Our mission here is not to answer these questions or to offer a complex explanatory framework. A final, intuitive remark might however, shed light on fragments of a potential response to this thought experiment in the future. Whichever path judicial review takes in Latin America, either proactively or reactively, there seems to be a need to reinforce the values of democracy and rule of law through real debate and “jurisprudence that invites experimentation and dialogue” (p.23). Constructive judicial dialogue happens between self-identical and equal peers in the framework of existing relationships – through court decisions that are authentically attributable to the national constitutional selves they correspond. “Judicial lawmaking can thereby link the local and the global dimensions of justice, the identitarian and the universal, by both appealing to common shared principles and giving plural and differentiated answers to varied situations and demands.” (Barsotti et.al. 2020, 22.) Discovering the genuine Latin American constitutional selves to serve as a point of departure for a true dialogue could be one of the most important ultimate contributions of this project.

Suggested citation: Johanna Fröhlich, Traces of Constitutional Reasoning in Latin America and the Caribbean – Regional Cosmopolitanism Without Backlash?

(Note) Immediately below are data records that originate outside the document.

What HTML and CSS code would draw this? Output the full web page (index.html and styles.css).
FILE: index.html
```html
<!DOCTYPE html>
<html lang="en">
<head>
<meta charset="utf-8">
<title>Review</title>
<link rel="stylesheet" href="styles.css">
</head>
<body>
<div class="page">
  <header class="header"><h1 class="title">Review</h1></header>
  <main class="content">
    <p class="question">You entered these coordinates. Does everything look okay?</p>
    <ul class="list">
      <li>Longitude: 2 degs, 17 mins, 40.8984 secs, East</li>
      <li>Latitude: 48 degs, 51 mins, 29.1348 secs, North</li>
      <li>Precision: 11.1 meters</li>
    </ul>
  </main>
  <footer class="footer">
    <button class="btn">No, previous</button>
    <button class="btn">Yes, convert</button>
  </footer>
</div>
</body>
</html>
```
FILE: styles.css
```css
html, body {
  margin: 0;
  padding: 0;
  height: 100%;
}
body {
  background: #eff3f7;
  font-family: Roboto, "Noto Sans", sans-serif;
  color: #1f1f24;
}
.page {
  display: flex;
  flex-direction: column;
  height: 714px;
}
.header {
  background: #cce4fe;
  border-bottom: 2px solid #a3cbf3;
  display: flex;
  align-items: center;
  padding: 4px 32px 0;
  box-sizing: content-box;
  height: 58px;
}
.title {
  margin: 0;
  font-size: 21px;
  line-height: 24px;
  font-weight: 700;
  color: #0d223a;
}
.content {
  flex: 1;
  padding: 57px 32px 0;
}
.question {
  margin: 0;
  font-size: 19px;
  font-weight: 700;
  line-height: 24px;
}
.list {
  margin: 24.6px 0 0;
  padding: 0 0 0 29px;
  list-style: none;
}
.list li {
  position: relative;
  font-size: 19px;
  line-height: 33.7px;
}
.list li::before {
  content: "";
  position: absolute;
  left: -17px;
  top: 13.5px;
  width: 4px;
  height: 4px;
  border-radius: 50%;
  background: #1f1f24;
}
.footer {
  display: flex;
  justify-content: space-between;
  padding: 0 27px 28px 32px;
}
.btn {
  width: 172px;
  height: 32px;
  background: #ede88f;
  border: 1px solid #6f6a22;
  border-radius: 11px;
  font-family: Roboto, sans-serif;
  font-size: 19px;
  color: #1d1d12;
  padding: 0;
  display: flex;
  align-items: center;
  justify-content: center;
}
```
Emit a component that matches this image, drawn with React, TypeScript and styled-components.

Int’l J. Const. L. Blog, Jul. 30, 2020, at: http://www.iconnectblog.com/2020/07/traces-of-constitutional-reasoning-in-latin-america-and-the-caribbean-regional-cosmopolitanism-without-backlash/


[1] Argentina, Bolivia, Brazil, Chile, Colombia, Commonwealth Caribbean, Costa Rica, Ecuador, Guatemala, México, Paraguay, Peru, Uruguay, Venezuela, the Inter-American Court

[2] M.C. Mirow, Latin American Law: A History of Private Law and Institutions in Spanish America. 237. (2004)

[3] We find more balanced numbers in Uruguay and in the Commonwealth Caribbean, and a preference to textual method in Chile, Venezuela and Paraguay.

[4] The study of Eyal Benvenisti shows common patterns, such as restrictive interpretation of international norms, deference to the government and the application of “avoidance doctrines”.